9. How much research do you do, and is it before or during the writing process?
The far-northern setting of Winter Be My Shield has taken a huge amount of research, both before and during writing, as often I don’t know what I need to know until I need to know it. I’ve written an article about my rese
arch for the Voyager Blog that goes into more detail, but I’ve read cold weather camping guides, archaeological books, memoirs by cold-climate tree-changers and adventurers, and descriptions and histories of native peoples of boreal regions all over the world. TV documentaries are useful too, and I’ve ended up doing a surprising amount of research on YouTube, for things like watching the break up of river ice, or hearing the sound of flowing lava.
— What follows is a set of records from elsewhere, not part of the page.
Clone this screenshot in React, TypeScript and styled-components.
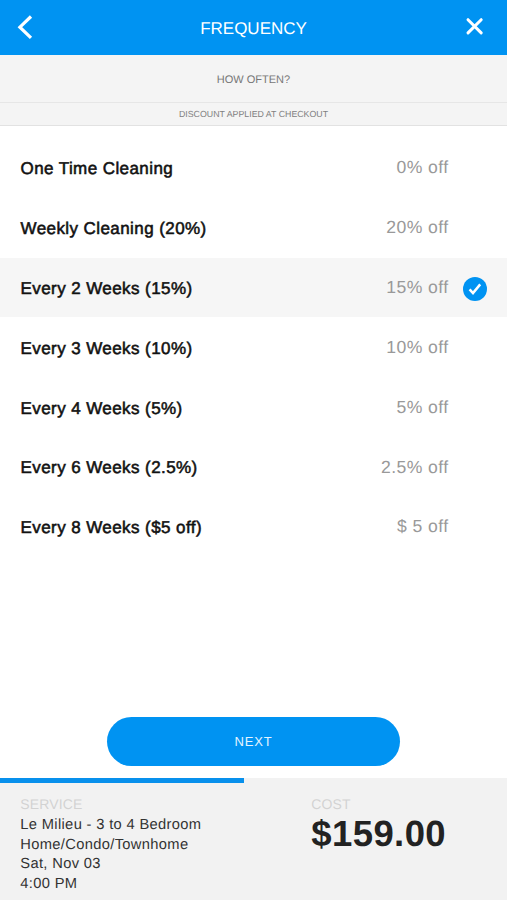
import React from "react";
import styled, { createGlobalStyle } from "styled-components";

const GlobalStyle = createGlobalStyle`
  *, *::before, *::after { box-sizing: border-box; }
  body { margin: 0; background: #fff; }
`;

const Screen = styled.main`
  display: flex;
  flex-direction: column;
  width: 507px;
  height: 900px;
  overflow: hidden;
  background: #fff;
  font-family: "Liberation Sans", Arial, sans-serif;
  text-rendering: geometricPrecision;
`;

const Header = styled.header`
  display: grid;
  grid-template-columns: 50px 1fr 50px;
  align-items: center;
  height: 54.5px;
  flex: none;
  background: #0093f2;
  color: #fff;
`;

const Title = styled.h1`
  margin: 0;
  padding-top: 3px;
  text-align: center;
  font-size: 17px;
  font-weight: 400;
  line-height: 20px;
`;

const IconButton = styled.button`
  display: flex;
  width: 50px;
  height: 54px;
  padding: 0;
  border: 0;
  background: none;
  color: inherit;
`;

const Question = styled.div`
  display: flex;
  flex: none;
  align-items: center;
  justify-content: center;
  height: 48.5px;
  padding-top: 3px;
  border-bottom: 1px solid #e6e6e6;
  background: #f4f4f4;
  color: #777;
  font-size: 11px;
`;

const Note = styled(Question)`
  height: 23px;
  padding-top: 0;
  border-color: #e2e2e2;
  color: #808080;
  font-size: 8.8px;
`;

const Options = styled.ul`
  flex: none;
  margin: 0;
  padding: 12px 0 0;
  list-style: none;
`;

const Option = styled.li<{ $selected: boolean }>`
  display: grid;
  grid-template-columns: 1fr auto 24px;
  align-items: center;
  height: 59.83px;
  padding: 1px 20px 0 20.5px;
  background: ${({ $selected }) => ($selected ? "#f6f6f6" : "#fff")};
  font-size: 17px;
  letter-spacing: 0.42px;
  line-height: 20px;
`;

const Label = styled.span`
  padding-top: 1.8px;
  color: #111;
  -webkit-text-stroke: 0.55px #111;
`;

const Discount = styled.span`
  padding-bottom: 2px;
  margin-right: 14.4px;
  color: #999;
  font-size: 17.6px;
`;

const CheckIcon = styled.svg`
  display: block;
  margin-top: 1px;
`;

const Action = styled.div`
  display: flex;
  flex: 1;
  align-items: flex-end;
  justify-content: center;
  padding-bottom: 12.5px;
`;

const NextButton = styled.button`
  width: 293px;
  height: 49px;
  padding: 0;
  border: 0;
  border-radius: 25px;
  background: #0093f2;
  color: #e4f4ff;
  font: 13px "Liberation Sans", Arial, sans-serif;
  letter-spacing: 0.8px;
`;

const Footer = styled.footer`
  flex: none;
  height: 122px;
  background: #f2f2f2;
`;

const Progress = styled.div`
  width: 244px;
  height: 5px;
  background: #0890ec;
`;

const Summary = styled.div`
  display: grid;
  grid-template-columns: 291px 1fr;
  padding: 11px 20px 0 20.3px;
`;

const Caption = styled.div`
  color: #d2d2d2;
  font-size: 14px;
  line-height: 20px;
  letter-spacing: 0.15px;
`;

const Details = styled.div`
  padding-top: 2.2px;
  color: #333;
  font-size: 14.7px;
  line-height: 19.5px;
  letter-spacing: 0.34px;
`;

const Price = styled.div`
  color: #222;
  font-size: 36.5px;
  font-weight: 700;
  line-height: 40px;
  letter-spacing: 0.4px;
`;

const options = [
  { label: "One Time Cleaning", discount: "0% off" },
  { label: "Weekly Cleaning (20%)", discount: "20% off" },
  { label: "Every 2 Weeks (15%)", discount: "15% off", selected: true },
  { label: "Every 3 Weeks (10%)", discount: "10% off" },
  { label: "Every 4 Weeks (5%)", discount: "5% off" },
  { label: "Every 6 Weeks (2.5%)", discount: "2.5% off" },
  { label: "Every 8 Weeks ($5 off)", discount: "$ 5 off" },
];

export default function App() {
  return (
    <>
      <GlobalStyle />
      <Screen>
        <Header>
          <IconButton aria-label="Back">
            <svg width="50" height="54" fill="none" stroke="currentColor" strokeWidth="3.2">
              <path d="M31 16.5 19.9 27.2 31 37.9" />
            </svg>
          </IconButton>
          <Title>FREQUENCY</Title>
          <IconButton aria-label="Close">
            <svg width="50" height="54" fill="none" stroke="currentColor" strokeWidth="3" strokeLinecap="round">
              <path d="m11 19.7 13.2 13.2M24.2 19.7 11 32.9" />
            </svg>
          </IconButton>
        </Header>
        <Question>HOW OFTEN?</Question>
        <Note>DISCOUNT APPLIED AT CHECKOUT</Note>
        <Options>
          {options.map(({ label, discount, selected = false }) => (
            <Option key={label} $selected={selected}>
              <Label>{label}</Label>
              <Discount>{discount}</Discount>
              {selected && (
                <CheckIcon width="24" height="24" viewBox="0 0 24 24">
                  <circle cx="12" cy="12" r="12" fill="#0093f2" />
                  <path d="m6.6 12.4 3.4 3.7L17.2 7.4" fill="none" stroke="#fff" strokeWidth="2.5" />
                </CheckIcon>
              )}
            </Option>
          ))}
        </Options>
        <Action>
          <NextButton>NEXT</NextButton>
        </Action>
        <Footer>
          <Progress />
          <Summary>
            <div>
              <Caption>SERVICE</Caption>
              <Details>
                Le Milieu - 3 to 4 Bedroom
                <br />
                Home/Condo/Townhome
                <br />
                Sat, Nov 03
                <br />
                4:00 PM
              </Details>
            </div>
            <div>
              <Caption>COST</Caption>
              <Price>$159.00</Price>
            </div>
          </Summary>
        </Footer>
      </Screen>
    </>
  );
}
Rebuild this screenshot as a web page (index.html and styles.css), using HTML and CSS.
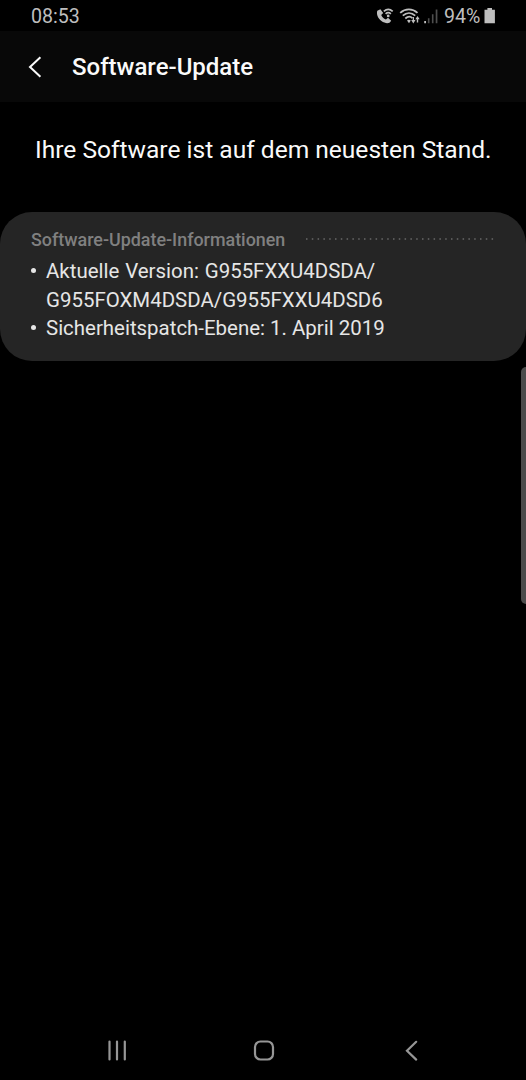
FILE: index.html
```html
<!DOCTYPE html>
<html lang="de">
<head>
<meta charset="utf-8">
<title>Software-Update</title>
<link rel="stylesheet" href="styles.css">
</head>
<body>
<div class="screen">
  <header class="status-bar">
    <span class="clock">08:53</span>
    <div class="status-right">
      <svg class="status-icons" width="64" height="18" viewBox="0 0 64 18">
        <path class="solid" d="M1.300 2.700L4.400 1.200L7.200 5.100L5.200 6.900C6.100 9 7.700 10.500 9.900 11.500L12 9.800L15.200 12.800C13.700 15.400 11.300 15.900 8.400 14.600C3.600 12.600-.2 7.500 1.300 2.700Z"/>
        <path class="arc" stroke-width="1.700" d="M7.800 3.400C10.600.8 14 .8 16.700 3.400M9.600 5.800C11.300 4.300 13.200 4.300 14.900 5.800"/>
        <circle class="solid" cx="12.200" cy="7.900" r="1.400"/>
        <path class="arc" stroke-width="1.800" d="M24.200 4.800C29.400.1 36.300.1 41.500 4.800M26.800 7.700C30.600 4.300 35.400 4.300 39.200 7.700M29.300 10.500C31.800 8.300 34.500 8.300 36.400 10.100"/>
        <path class="solid" d="M31 12.600Q33 11 34.800 12.600L33 15.200ZM35.200 12H36.700V8.900H38V12H39.500L37.300 15.400ZM39.400 11.200L41.500 7.900L43.700 11.200H42.200V14.400H40.800V11.200Z"/>
        <path class="solid" d="M48.200 13H50V15.300H48.200Z"/>
        <path class="dim" d="M51.900 10.200H53.500V15.300H51.900ZM55.900 6.200H57.500V15.300H55.900ZM59.700 1.500H61.400V15.300H59.700Z"/>
      </svg>
      <span class="percent">94%</span>
      <svg class="battery" width="12" height="18" viewBox="0 0 12 18">
        <path class="solid" d="M3.400 1H8V2.800H10.900V16.200H.5V2.800H3.400Z"/>
      </svg>
    </div>
  </header>
  <div class="title-bar">
    <svg class="back" width="16" height="24" viewBox="0 0 16 24"><path d="M13.400 2.300L3 12L13.400 21.700"/></svg>
    <h1 class="title">Software-Update</h1>
  </div>
  <main class="content">
    <p class="message">Ihre Software ist auf dem neuesten Stand.</p>
    <section class="card">
      <div class="card-head">
        <h2 class="card-title">Software-Update-Informationen</h2>
        <svg class="dots" width="189" height="2" viewBox="0 0 189 2"><path d="M0 1H188"/></svg>
      </div>
      <ul class="info">
        <li class="item"><span class="bullet"></span><span class="text">Aktuelle Version: G955FXXU4DSDA/<br>G955FOXM4DSDA/G955FXXU4DSD6</span></li>
        <li class="item item-patch"><span class="bullet"></span><span class="text">Sicherheitspatch-Ebene: 1. April 2019</span></li>
      </ul>
    </section>
  </main>
  <nav class="nav-bar">
    <svg width="22" height="24" viewBox="0 0 22 24"><path class="nav-line" d="M2.500 3.500V21.500M10 3.500V21.500M17.800 3.500V21.500"/></svg>
    <svg width="24" height="24" viewBox="0 0 24 24"><rect class="nav-line" x="3" y="3.500" width="18" height="18" rx="5.500"/></svg>
    <svg width="24" height="24" viewBox="0 0 24 24"><path class="nav-line" d="M16.200 3.800L7 12.700L16.200 21.600"/></svg>
  </nav>
  <div class="edge-handle"></div>
</div>
</body>
</html>
```
FILE: styles.css
```css
* { box-sizing: border-box; margin: 0; padding: 0; }
body { background: #000; font-family: Roboto, "Liberation Sans", sans-serif; }
svg { display: block; flex: none; }
.screen {
  position: relative;
  display: flex;
  flex-direction: column;
  width: 526px;
  height: 1080px;
  overflow: hidden;
  background: #000;
  white-space: nowrap;
}
.status-bar {
  display: flex;
  justify-content: space-between;
  height: 31px;
  padding: 0 30px 0 31px;
  color: #bebebe;
  font-size: 19.600px;
  line-height: 33px;
}
.status-right { display: flex; }
.status-icons { margin: 8px 4px 0 0; }
.percent { width: 40px; }
.battery { margin-top: 7px; }
.solid { fill: #bebebe; }
.dim { fill: #4e4e4e; }
.arc { fill: none; stroke: #bebebe; }
.title-bar {
  display: flex;
  align-items: center;
  height: 71px;
  padding-left: 27px;
  background: #080808;
  color: #fafafa;
}
.back { fill: none; stroke: #fafafa; stroke-width: 2; }
.title { margin-left: 29px; padding-top: 1px; font-size: 24px; font-weight: 500; line-height: 30px; }
.content { flex: 1; }
.message {
  padding: 33px 0 31px 35px;
  color: #fafafa;
  font-size: 24.550px;
  line-height: 30px;
  height: 110px;
}
.card {
  height: 149px;
  padding: 17px 31px 0 30px;
  border-radius: 32px;
  background: #252525;
}
.card-head { display: flex; align-items: center; justify-content: space-between; height: 22px; }
.card-title { padding-left: 1px; color: #808080; font-size: 17.900px; font-weight: 500; line-height: 22px; }
.dots { margin-top: -2px; stroke: #686868; stroke-width: 1.500; stroke-dasharray: 1.500 4.300; }
.info { list-style: none; padding-top: 6px; color: #e6e6e6; font-size: 20.450px; line-height: 29px; }
.item { display: flex; word-spacing: .8px; }
.item-patch { line-height: 27px; word-spacing: 0; }
.bullet { width: 5px; height: 5px; margin: 11px 10px 0 1px; border-radius: 50%; background: #e6e6e6; }
.item-patch .bullet { margin-top: 10px; }
.nav-bar {
  display: flex;
  justify-content: space-between;
  height: 60px;
  padding: 18px 102px 0 107px;
}
.nav-bar svg:nth-child(2) { margin-right: 1px; }
.nav-line { fill: none; stroke: #969696; stroke-width: 2.200; stroke-linecap: round; }
.edge-handle {
  position: absolute;
  top: 367px;
  right: 0;
  width: 5px;
  height: 237px;
  border-radius: 5px 0 0 5px;
  background: #4b4b4b;
}
```
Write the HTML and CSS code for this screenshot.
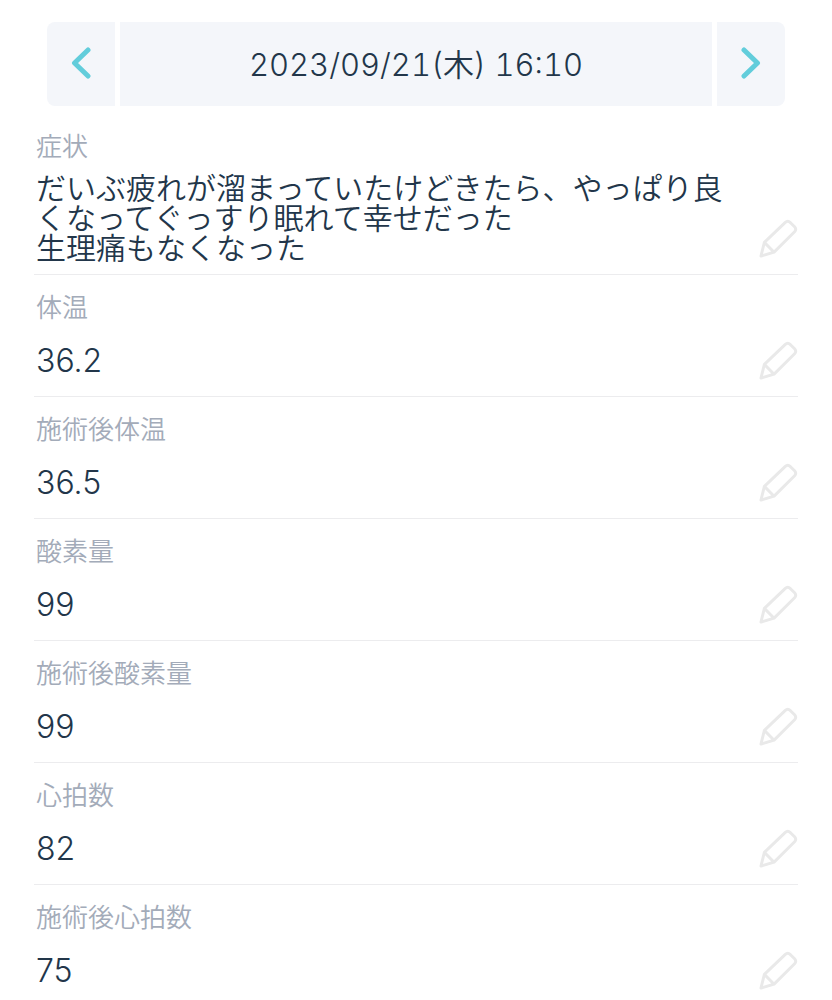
FILE: index.html
```html
<!DOCTYPE html>
<html lang="ja">
<head>
  <meta charset="UTF-8">
  <meta name="viewport" content="width=device-width, initial-scale=1">
  <title>施術記録</title>
  <link rel="stylesheet" href="styles.css">
</head>
<body>

  <!-- Pencil icon, used by every record -->
  <svg class="sprite" aria-hidden="true">
    <symbol id="pencil" viewBox="0 0 40 40">
      <path d="M2 38 L5.500 24 L27 3.500 Q29.500 1.200 32 3.500 L36.500 8 Q38.800 10.500 36.500 13 L15.500 34 Z M6 24.500 L15 33.500"/>
    </symbol>
  </svg>

  <div class="container">
    <!-- Date -->
    <nav class="date-nav">
      <button type="button" class="date-button prev" aria-label="前へ">
        <svg class="arrow" viewBox="0 0 20 32"><path d="M17 3 L3.500 16 L17 29"/></svg>
      </button>
      <div class="date">2023/09/21(木) 16:10</div>
      <button type="button" class="date-button next" aria-label="次へ">
        <svg class="arrow" viewBox="0 0 20 32"><path d="M3 3 L16.500 16 L3 29"/></svg>
      </button>
    </nav>

    <!-- Records -->
    <dl class="records">
      <div class="record">
        <dt>症状</dt>
        <dd>
          <span class="note">だいぶ疲れが溜まっていたけどきたら、やっぱり良くなってぐっすり眠れて幸せだった<br>生理痛もなくなった</span>
          <button type="button" class="edit" aria-label="症状を編集"><svg><use href="#pencil"/></svg></button>
        </dd>
      </div>
      <div class="record">
        <dt>体温</dt>
        <dd>
          <span class="value">36.2</span>
          <button type="button" class="edit" aria-label="体温を編集"><svg><use href="#pencil"/></svg></button>
        </dd>
      </div>
      <div class="record">
        <dt>施術後体温</dt>
        <dd>
          <span class="value">36.5</span>
          <button type="button" class="edit" aria-label="施術後体温を編集"><svg><use href="#pencil"/></svg></button>
        </dd>
      </div>
      <div class="record">
        <dt>酸素量</dt>
        <dd>
          <span class="value">99</span>
          <button type="button" class="edit" aria-label="酸素量を編集"><svg><use href="#pencil"/></svg></button>
        </dd>
      </div>
      <div class="record">
        <dt>施術後酸素量</dt>
        <dd>
          <span class="value">99</span>
          <button type="button" class="edit" aria-label="施術後酸素量を編集"><svg><use href="#pencil"/></svg></button>
        </dd>
      </div>
      <div class="record">
        <dt>心拍数</dt>
        <dd>
          <span class="value">82</span>
          <button type="button" class="edit" aria-label="心拍数を編集"><svg><use href="#pencil"/></svg></button>
        </dd>
      </div>
      <div class="record">
        <dt>施術後心拍数</dt>
        <dd>
          <span class="value">75</span>
          <button type="button" class="edit" aria-label="施術後心拍数を編集"><svg><use href="#pencil"/></svg></button>
        </dd>
      </div>
    </dl>
  </div>

</body>
</html>
```

FILE: styles.css
```css
body {
  margin: 0;
  background-color: #fff;
  color: #22364a;
  font-family: Inter, 'Noto Sans CJK JP', sans-serif;
}
button {
  border: none;
  padding: 0;
  cursor: pointer;
}
.sprite {
  display: none;
}
.container {
  padding: 22px 34px 0;
}
.date-nav {
  display: flex;
  gap: 5px;
  margin: 0 13px;
}
.date-button, .date {
  display: flex;
  align-items: center;
  justify-content: center;
  box-sizing: border-box;
  height: 84px;
  background-color: #f4f6fa;
}
.date-button {
  width: 68px;
  padding-bottom: 2px;
}
.date {
  flex: 1;
  padding-bottom: 4px;
  font-size: 31px;
  font-weight: 350;
  font-variant-numeric: tabular-nums;
}
.prev {
  border-radius: 8px 0 0 8px;
}
.next {
  border-radius: 0 8px 8px 0;
}
.arrow {
  width: 20px;
  height: 32px;
  fill: none;
  stroke: #62cddb;
  stroke-width: 5;
  stroke-linecap: round;
  stroke-linejoin: round;
}
.records {
  margin: 8px 0 0;
}
.record {
  padding: 20px 0 8px 2px;
  border-bottom: 1px solid #ececee;
}
dt {
  color: #a3abb9;
  font-size: 26px;
  font-weight: 350;
  line-height: 26px;
}
dd {
  display: flex;
  align-items: flex-end;
  justify-content: space-between;
  margin: 0;
}
.value {
  padding: 18px 0 6px;
  font-size: 32px;
  font-weight: 350;
  line-height: 43px;
}
.note {
  max-width: 690px;
  padding: 13px 0 3px;
  font-size: 30px;
  font-weight: 350;
  line-height: 30px;
}
.edit {
  flex: none;
  background: none;
  margin-bottom: 8px;
}
.edit svg {
  display: block;
  width: 39px;
  height: 39px;
  fill: none;
  stroke: #e9e9e9;
  stroke-width: 3;
  stroke-linejoin: round;
}
```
10. Do you ever base your characters on people you know or have known?
Never. I don’t exactly know where my characters come from, but it’s not from anywhere around here.
11. What is your work schedule like when you’re in writer’s mode?
Usually I get my writing done in 2-2.5 hours each day — it depends on how hard I fight the procrastination habit. I aim for 2000 words a day, 5 days a week. I take weekends off, otherwise I tend to burn out. Once the writing is done I’ll plan the next day’s work, do some research, or just daydream for a while. That’s an important part of the process, too!
12. What do you do to relax, when you’re not in ‘writer’s mode? (are you ever not in writer’s mode?)
I’m always thinking about one story or another, but when I’m not working I love to make things — I knit, spin and sew, and I love to cook, too, though that makes me sound far more traditional than I actually am! I think of creativity as a muscle, the more you use it the stronger it gets. I’ve also started taking dance classes with some friends, and I find that a great outlet — it uses a completely different part of the brain than writing, and it’s a good antidote to being parked in front of a computer for hours at a time.
13. How do you balance what you’re reading against what you’re writing?
I don’t, generally. I find it really hard to read when I’m writing. It’s a little easier while I’m editing, but usually I save my books for the weekends. It helps if I read in a different genre, but I still find it harder to focus on my story when I’ve got someone else’s running through my head, and if I’m not careful I’ll start to mimic the other writer’s voice.
14. And finally, what future novels/ideas do you have in the works? What can your readers expect next?
I am working on a plan for when I finish the third Children of the Black Sun book and give these poor bastards a rest. It’s about ley lines and city-states and a river like the Ganges. It’s about dragons and transformation and seeds that grow into very strange things, and priests who turn to science to understand the world in which they live. But it’s still early stages yet, so all the above may well be subject to change!